STATED PROBLEM » Search the listing below for the string "styles" and copy every line where it occurs.

COLLECTED DATA »
- - - - -

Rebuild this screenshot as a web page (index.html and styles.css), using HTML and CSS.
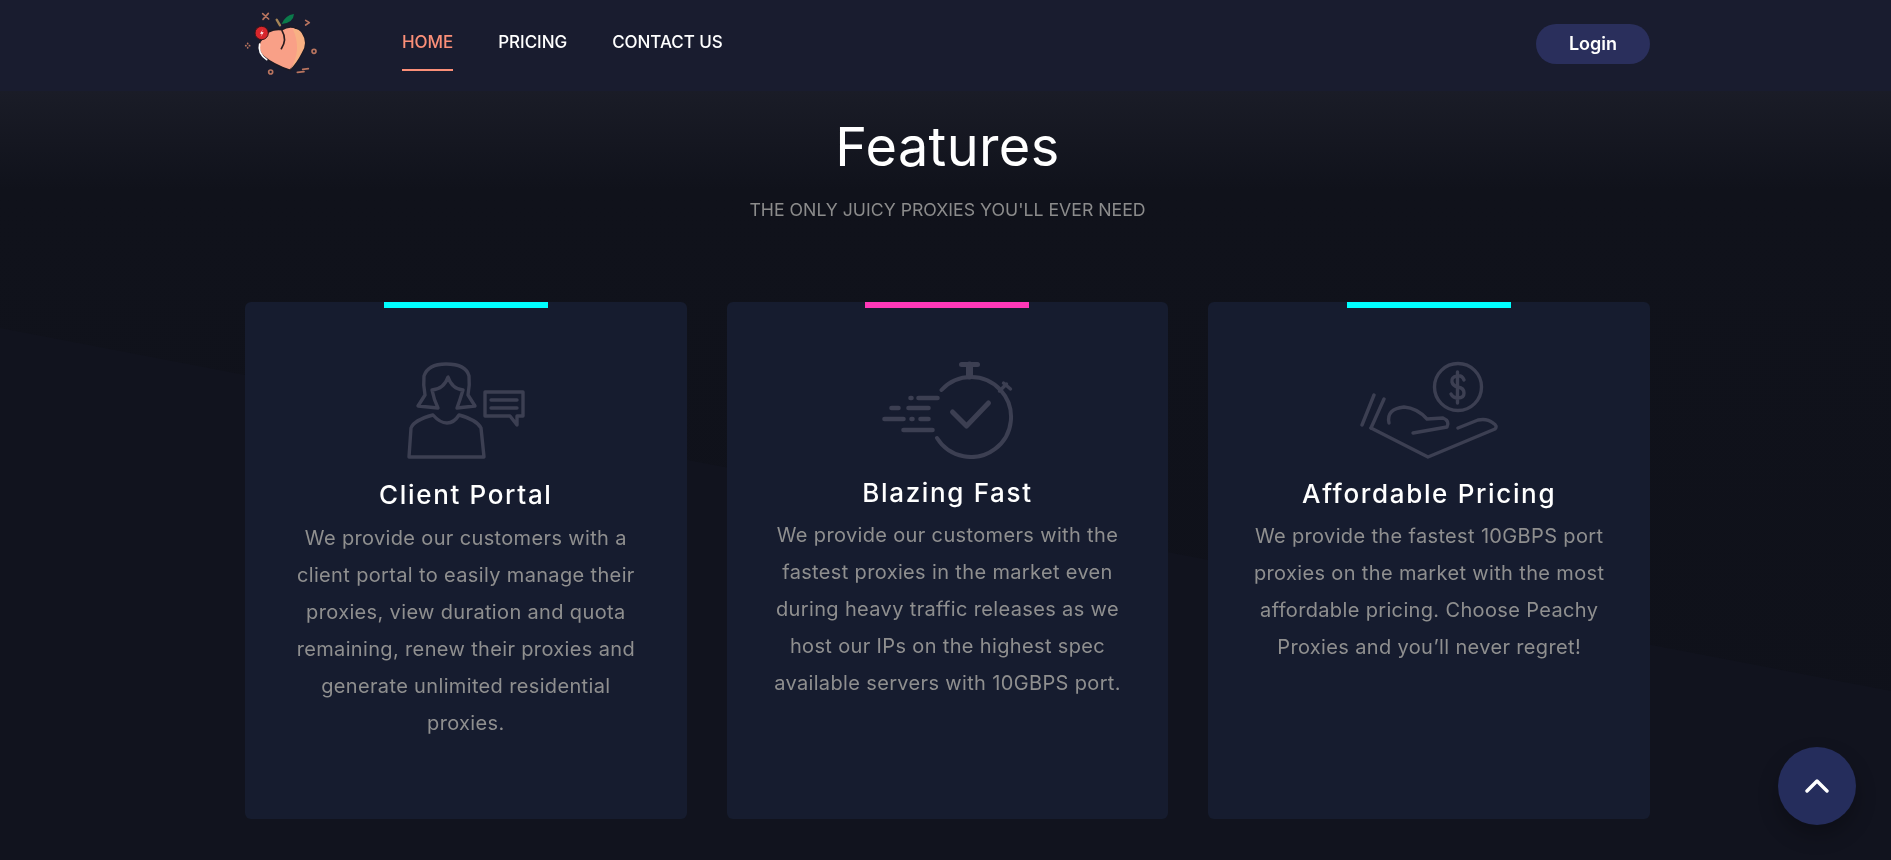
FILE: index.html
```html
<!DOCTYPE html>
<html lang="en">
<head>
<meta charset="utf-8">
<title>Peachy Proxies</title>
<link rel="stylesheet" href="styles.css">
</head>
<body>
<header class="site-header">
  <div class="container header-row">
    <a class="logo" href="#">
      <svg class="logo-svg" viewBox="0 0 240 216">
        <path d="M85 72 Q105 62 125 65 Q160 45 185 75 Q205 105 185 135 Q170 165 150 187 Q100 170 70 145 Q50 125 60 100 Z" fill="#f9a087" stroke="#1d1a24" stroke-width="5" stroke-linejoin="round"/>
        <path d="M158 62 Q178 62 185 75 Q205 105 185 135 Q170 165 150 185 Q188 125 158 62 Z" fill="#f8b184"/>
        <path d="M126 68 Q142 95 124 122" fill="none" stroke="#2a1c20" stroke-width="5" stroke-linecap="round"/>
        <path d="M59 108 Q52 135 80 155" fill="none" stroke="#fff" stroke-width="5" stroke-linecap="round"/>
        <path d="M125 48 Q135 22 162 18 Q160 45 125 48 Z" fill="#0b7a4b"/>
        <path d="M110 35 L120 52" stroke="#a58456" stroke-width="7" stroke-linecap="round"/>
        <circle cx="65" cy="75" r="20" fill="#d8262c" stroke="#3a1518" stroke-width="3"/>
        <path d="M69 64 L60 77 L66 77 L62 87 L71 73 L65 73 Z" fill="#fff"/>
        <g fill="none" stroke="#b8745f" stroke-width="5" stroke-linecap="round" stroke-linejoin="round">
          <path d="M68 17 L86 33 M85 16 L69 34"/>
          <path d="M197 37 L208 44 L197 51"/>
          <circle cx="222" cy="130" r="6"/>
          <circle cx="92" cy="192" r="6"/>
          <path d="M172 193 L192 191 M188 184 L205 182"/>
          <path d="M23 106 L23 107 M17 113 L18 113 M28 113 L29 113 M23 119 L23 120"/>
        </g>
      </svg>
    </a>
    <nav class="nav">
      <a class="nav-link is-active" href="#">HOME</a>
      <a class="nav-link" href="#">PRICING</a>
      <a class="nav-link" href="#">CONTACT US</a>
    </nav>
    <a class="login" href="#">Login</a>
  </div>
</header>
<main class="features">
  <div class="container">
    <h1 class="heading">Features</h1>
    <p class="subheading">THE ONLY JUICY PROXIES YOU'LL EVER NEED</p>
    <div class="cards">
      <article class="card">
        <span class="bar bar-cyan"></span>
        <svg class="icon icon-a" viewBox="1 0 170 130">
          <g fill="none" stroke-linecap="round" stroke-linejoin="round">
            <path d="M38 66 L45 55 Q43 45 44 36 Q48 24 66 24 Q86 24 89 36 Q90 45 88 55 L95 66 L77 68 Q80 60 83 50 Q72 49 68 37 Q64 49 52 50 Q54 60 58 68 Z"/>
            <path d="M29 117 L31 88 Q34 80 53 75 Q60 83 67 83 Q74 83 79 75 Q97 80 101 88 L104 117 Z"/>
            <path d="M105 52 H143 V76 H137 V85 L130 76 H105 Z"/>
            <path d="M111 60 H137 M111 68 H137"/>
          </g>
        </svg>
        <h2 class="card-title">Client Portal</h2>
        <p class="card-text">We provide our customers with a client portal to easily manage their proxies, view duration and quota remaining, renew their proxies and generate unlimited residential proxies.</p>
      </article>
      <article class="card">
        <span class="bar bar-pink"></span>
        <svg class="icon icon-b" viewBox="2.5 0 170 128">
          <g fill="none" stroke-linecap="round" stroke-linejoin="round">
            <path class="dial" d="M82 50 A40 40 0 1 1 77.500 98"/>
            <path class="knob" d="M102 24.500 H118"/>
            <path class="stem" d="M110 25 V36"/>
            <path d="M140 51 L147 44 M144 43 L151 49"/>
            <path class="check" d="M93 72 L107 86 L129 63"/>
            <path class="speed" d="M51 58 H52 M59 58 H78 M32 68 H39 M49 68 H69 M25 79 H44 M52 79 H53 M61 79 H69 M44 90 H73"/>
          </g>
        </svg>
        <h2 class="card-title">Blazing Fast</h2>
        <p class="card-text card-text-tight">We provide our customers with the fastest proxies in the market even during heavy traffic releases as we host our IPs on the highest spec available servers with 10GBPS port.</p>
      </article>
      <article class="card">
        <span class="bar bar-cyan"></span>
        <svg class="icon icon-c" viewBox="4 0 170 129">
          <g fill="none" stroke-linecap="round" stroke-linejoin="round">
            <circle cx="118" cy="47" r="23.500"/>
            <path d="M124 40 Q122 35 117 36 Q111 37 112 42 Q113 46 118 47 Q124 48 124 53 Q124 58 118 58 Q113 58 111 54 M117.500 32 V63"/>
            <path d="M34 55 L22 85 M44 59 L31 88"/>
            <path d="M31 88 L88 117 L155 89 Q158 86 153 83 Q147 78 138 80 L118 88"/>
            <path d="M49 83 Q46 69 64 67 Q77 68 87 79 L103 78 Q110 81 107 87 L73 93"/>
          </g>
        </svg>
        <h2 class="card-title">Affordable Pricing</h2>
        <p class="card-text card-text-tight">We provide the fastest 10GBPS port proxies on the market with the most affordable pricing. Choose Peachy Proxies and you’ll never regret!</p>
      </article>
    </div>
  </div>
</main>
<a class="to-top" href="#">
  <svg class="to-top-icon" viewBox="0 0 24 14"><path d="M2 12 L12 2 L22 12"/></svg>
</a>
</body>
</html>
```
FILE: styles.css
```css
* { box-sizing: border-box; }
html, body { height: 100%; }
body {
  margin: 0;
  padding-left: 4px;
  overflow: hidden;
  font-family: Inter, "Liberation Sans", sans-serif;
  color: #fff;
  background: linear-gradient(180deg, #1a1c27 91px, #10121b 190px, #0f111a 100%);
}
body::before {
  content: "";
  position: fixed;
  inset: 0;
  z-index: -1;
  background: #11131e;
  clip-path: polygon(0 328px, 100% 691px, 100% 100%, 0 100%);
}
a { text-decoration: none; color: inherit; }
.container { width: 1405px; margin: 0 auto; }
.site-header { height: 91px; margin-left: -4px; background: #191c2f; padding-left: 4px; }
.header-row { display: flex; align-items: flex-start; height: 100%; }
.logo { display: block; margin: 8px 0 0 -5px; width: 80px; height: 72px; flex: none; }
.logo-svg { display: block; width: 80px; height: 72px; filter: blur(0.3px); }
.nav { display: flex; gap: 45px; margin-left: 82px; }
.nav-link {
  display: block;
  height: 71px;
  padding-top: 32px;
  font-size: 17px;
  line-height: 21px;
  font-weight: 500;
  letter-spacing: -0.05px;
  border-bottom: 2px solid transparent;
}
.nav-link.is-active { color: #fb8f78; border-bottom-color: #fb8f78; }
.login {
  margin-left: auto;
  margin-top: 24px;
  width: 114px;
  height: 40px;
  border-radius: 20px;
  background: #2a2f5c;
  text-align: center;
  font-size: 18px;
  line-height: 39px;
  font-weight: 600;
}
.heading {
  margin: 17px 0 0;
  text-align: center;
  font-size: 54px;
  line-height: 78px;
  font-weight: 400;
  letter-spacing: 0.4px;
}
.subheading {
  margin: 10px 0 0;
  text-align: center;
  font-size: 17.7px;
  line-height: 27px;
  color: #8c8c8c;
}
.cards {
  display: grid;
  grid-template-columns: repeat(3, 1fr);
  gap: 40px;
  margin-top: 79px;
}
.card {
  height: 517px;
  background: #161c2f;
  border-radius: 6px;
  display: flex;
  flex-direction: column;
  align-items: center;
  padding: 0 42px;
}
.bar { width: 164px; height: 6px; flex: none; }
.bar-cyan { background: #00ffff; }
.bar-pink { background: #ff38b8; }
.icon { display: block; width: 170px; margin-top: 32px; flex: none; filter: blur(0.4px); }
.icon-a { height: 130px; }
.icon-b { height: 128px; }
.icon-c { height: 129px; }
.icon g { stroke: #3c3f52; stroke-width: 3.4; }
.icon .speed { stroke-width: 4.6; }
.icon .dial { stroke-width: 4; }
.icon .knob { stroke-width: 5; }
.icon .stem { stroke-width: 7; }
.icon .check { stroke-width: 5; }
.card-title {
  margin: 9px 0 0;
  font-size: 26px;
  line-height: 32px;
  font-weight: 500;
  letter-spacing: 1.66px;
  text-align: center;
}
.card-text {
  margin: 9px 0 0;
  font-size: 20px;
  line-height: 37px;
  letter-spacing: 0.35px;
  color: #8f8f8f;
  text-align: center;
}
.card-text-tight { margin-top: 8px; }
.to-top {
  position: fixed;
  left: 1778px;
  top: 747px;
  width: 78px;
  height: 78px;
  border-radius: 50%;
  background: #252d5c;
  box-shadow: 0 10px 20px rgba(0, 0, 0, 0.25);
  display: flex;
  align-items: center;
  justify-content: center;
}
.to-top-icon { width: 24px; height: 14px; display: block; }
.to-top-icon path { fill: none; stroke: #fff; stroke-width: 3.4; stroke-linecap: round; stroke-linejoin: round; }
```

- - - - -

TASK ANSWER »
Rebuild this screenshot as a web page (index.html and styles.css), using HTML and CSS.
<link rel="stylesheet" href="styles.css">
FILE: styles.css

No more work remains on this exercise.